= Objective =
From the listing below, count the lines where the string "this" occurs. Give the number, with no other words.

## BEGIN Provided data

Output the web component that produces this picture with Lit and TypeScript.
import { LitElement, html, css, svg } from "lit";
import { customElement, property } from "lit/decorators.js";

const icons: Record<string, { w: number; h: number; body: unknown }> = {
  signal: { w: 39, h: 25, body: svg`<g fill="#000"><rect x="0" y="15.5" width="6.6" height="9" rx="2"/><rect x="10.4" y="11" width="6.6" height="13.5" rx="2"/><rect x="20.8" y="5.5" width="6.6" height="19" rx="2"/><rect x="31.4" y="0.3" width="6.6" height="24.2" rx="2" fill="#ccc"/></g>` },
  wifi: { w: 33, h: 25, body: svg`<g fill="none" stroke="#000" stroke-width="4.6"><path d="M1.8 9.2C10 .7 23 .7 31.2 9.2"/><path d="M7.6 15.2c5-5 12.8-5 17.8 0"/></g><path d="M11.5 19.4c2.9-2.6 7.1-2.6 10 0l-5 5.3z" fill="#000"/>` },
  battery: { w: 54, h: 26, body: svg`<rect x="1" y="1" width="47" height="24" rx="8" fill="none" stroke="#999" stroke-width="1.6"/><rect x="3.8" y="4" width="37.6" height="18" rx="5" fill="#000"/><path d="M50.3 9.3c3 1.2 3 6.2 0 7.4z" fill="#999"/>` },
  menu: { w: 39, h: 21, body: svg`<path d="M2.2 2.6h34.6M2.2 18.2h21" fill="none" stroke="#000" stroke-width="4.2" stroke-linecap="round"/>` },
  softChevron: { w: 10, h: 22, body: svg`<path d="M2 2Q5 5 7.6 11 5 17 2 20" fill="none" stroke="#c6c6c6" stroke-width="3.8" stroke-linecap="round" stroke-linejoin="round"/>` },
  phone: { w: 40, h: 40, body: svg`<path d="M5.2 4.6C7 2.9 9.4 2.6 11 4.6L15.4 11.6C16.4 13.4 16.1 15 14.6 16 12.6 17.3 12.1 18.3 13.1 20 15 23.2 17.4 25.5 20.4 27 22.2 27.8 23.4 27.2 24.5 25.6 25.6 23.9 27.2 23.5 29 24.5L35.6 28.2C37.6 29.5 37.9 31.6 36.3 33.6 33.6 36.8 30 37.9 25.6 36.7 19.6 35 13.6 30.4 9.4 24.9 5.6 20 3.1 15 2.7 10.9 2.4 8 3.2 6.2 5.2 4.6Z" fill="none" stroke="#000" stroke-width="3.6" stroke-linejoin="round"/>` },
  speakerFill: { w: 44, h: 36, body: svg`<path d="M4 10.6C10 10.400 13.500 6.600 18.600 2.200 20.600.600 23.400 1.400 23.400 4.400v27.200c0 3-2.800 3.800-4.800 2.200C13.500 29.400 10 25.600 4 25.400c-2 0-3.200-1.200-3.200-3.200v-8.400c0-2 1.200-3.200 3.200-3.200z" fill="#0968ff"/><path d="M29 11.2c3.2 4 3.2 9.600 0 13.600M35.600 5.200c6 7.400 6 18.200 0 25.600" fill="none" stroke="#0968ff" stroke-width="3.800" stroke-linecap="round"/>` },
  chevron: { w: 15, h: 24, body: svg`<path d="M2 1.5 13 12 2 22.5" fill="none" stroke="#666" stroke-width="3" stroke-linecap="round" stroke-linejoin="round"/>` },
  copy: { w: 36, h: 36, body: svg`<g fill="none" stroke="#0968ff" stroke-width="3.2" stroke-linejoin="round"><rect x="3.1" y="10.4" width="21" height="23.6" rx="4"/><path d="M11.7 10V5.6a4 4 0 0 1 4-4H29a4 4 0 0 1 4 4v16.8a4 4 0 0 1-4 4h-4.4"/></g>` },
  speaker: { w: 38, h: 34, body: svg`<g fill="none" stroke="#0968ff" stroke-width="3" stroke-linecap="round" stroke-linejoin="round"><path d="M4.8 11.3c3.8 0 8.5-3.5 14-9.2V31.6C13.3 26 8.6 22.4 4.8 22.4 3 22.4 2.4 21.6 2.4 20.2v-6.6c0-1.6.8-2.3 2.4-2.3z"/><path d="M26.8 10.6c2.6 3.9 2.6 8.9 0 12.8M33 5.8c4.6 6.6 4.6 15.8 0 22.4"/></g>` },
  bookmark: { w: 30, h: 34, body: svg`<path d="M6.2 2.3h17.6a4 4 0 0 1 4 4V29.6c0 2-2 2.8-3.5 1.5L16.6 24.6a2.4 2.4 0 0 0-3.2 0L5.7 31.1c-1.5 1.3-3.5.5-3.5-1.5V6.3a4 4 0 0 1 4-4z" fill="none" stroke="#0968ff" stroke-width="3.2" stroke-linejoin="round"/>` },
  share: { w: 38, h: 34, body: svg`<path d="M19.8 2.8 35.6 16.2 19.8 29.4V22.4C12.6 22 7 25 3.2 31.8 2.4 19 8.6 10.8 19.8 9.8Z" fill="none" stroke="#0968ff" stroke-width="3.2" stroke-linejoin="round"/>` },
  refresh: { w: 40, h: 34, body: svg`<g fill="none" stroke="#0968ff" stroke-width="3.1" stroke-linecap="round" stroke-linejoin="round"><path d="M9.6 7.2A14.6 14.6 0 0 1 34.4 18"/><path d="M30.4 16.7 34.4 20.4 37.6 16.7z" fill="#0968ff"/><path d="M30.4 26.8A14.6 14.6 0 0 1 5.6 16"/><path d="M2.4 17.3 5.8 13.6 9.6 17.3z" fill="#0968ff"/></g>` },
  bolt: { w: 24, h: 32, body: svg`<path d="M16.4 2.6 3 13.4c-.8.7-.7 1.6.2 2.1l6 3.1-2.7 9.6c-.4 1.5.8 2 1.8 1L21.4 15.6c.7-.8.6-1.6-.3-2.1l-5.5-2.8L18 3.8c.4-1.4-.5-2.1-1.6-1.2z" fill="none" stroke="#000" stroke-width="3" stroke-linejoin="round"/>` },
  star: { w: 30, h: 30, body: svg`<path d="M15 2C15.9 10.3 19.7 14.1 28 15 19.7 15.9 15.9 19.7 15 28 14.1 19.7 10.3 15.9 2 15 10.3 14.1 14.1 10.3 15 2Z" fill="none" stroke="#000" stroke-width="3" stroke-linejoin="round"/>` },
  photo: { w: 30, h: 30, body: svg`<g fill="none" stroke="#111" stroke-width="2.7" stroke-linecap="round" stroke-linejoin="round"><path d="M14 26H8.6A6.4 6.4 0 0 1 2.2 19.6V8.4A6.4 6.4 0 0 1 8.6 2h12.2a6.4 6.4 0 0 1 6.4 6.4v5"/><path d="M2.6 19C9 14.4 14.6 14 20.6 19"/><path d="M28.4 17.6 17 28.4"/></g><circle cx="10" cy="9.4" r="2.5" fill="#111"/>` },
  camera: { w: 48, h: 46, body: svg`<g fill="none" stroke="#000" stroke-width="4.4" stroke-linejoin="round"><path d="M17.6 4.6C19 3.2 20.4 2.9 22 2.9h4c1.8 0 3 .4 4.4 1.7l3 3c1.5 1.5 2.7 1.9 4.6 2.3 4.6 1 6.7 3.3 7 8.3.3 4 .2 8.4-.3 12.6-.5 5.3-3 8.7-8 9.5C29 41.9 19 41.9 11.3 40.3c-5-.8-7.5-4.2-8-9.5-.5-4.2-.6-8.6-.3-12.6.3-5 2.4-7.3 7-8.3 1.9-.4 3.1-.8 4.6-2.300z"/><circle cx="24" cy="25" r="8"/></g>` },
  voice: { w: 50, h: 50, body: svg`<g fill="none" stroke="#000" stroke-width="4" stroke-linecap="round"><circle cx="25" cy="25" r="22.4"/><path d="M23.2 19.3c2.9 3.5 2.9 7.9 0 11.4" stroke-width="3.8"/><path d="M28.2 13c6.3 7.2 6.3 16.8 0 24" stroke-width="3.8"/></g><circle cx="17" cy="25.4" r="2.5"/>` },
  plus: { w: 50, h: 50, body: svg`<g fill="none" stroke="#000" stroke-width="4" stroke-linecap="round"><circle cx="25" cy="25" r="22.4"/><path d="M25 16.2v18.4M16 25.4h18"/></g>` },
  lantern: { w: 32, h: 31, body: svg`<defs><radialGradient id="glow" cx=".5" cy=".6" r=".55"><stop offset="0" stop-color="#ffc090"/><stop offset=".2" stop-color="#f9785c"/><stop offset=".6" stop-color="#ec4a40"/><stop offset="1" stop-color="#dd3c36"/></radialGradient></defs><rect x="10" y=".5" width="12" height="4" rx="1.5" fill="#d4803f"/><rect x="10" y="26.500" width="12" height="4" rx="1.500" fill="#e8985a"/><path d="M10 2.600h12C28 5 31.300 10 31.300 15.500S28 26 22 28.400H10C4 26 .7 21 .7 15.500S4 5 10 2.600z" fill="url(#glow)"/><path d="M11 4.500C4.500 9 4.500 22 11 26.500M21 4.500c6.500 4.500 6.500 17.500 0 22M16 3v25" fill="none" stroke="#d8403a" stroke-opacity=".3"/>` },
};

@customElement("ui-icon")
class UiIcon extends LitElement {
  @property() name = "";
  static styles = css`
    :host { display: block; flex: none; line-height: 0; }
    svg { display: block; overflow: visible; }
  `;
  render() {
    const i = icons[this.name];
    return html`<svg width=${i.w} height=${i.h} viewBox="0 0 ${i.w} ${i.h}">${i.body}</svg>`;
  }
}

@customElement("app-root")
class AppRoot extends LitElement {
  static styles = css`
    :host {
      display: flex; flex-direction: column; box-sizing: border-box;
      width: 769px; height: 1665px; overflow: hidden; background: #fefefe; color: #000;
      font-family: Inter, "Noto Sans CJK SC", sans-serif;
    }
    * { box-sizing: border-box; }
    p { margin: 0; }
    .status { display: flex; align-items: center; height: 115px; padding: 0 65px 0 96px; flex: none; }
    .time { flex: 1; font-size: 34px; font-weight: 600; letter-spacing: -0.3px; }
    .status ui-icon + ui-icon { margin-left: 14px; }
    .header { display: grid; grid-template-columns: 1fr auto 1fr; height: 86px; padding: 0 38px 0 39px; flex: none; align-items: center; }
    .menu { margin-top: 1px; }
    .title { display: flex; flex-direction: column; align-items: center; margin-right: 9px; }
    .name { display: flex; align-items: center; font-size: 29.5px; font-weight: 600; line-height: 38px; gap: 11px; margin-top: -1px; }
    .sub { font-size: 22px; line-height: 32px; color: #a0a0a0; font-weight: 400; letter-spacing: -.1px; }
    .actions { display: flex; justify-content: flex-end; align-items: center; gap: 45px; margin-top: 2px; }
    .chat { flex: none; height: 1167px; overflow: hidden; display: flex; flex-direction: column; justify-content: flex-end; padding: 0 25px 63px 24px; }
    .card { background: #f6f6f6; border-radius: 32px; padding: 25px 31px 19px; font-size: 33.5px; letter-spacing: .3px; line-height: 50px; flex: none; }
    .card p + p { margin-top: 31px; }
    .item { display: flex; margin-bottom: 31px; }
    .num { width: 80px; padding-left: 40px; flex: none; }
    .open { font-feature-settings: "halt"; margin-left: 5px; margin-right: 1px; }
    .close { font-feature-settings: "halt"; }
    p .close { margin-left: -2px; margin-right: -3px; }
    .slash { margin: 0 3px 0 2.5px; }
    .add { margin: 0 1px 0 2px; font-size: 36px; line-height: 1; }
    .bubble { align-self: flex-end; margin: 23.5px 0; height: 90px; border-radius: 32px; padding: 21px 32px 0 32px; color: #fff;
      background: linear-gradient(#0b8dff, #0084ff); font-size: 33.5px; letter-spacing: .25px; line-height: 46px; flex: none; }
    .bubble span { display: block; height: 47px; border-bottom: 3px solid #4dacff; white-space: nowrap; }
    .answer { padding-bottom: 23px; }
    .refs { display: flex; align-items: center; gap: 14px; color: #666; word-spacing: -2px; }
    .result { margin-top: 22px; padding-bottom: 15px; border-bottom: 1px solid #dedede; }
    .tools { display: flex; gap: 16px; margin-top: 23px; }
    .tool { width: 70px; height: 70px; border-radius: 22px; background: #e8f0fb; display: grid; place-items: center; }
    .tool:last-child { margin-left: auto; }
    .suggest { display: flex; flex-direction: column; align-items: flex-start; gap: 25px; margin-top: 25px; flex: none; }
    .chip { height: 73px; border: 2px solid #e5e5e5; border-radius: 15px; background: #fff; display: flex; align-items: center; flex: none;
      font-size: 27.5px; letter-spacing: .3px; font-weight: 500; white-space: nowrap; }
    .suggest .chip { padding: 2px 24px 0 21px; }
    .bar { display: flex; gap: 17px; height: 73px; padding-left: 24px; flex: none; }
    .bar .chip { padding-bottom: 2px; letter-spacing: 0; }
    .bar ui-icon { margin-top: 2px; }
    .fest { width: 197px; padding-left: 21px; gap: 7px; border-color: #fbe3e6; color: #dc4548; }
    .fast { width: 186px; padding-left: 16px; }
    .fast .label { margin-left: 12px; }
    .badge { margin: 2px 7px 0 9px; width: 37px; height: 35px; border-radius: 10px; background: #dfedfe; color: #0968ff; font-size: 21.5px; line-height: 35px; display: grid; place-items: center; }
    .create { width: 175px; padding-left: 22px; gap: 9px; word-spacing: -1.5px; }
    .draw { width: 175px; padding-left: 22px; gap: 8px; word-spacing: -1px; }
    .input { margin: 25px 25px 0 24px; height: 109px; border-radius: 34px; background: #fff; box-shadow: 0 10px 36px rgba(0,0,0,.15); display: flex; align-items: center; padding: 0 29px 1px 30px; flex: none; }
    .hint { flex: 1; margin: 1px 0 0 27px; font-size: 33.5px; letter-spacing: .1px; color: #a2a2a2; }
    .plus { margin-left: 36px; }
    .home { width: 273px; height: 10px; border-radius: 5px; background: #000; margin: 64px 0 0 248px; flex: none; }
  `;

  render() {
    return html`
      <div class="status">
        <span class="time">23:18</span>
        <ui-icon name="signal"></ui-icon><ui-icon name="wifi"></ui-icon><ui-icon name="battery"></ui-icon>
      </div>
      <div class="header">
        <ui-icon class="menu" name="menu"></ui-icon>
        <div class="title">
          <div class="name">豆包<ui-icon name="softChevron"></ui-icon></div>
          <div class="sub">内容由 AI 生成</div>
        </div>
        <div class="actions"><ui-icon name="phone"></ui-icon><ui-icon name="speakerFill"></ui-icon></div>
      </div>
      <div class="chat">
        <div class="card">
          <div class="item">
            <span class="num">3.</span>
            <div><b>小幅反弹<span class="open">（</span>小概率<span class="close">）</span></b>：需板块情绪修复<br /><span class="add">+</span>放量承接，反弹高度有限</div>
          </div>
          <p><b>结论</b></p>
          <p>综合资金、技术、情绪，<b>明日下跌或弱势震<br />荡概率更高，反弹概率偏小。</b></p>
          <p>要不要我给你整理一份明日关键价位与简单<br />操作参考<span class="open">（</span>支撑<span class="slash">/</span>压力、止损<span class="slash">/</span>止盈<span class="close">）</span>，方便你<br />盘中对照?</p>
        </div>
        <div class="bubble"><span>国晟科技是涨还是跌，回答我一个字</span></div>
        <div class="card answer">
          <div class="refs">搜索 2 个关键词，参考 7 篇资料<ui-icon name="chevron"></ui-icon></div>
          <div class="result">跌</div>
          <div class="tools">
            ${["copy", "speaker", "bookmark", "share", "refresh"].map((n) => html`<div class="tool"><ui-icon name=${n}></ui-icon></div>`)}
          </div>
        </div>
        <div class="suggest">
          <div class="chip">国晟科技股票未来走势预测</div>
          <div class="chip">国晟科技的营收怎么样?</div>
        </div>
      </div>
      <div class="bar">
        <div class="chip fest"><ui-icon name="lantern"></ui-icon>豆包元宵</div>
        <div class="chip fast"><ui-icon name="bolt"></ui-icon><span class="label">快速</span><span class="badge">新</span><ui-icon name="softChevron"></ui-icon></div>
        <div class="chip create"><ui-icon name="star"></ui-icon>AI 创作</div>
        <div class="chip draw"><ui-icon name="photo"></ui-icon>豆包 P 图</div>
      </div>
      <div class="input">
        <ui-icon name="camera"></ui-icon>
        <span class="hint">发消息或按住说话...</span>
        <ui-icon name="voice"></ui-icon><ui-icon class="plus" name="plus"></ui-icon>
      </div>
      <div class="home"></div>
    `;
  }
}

## END Provided data

= Exercise solution =
2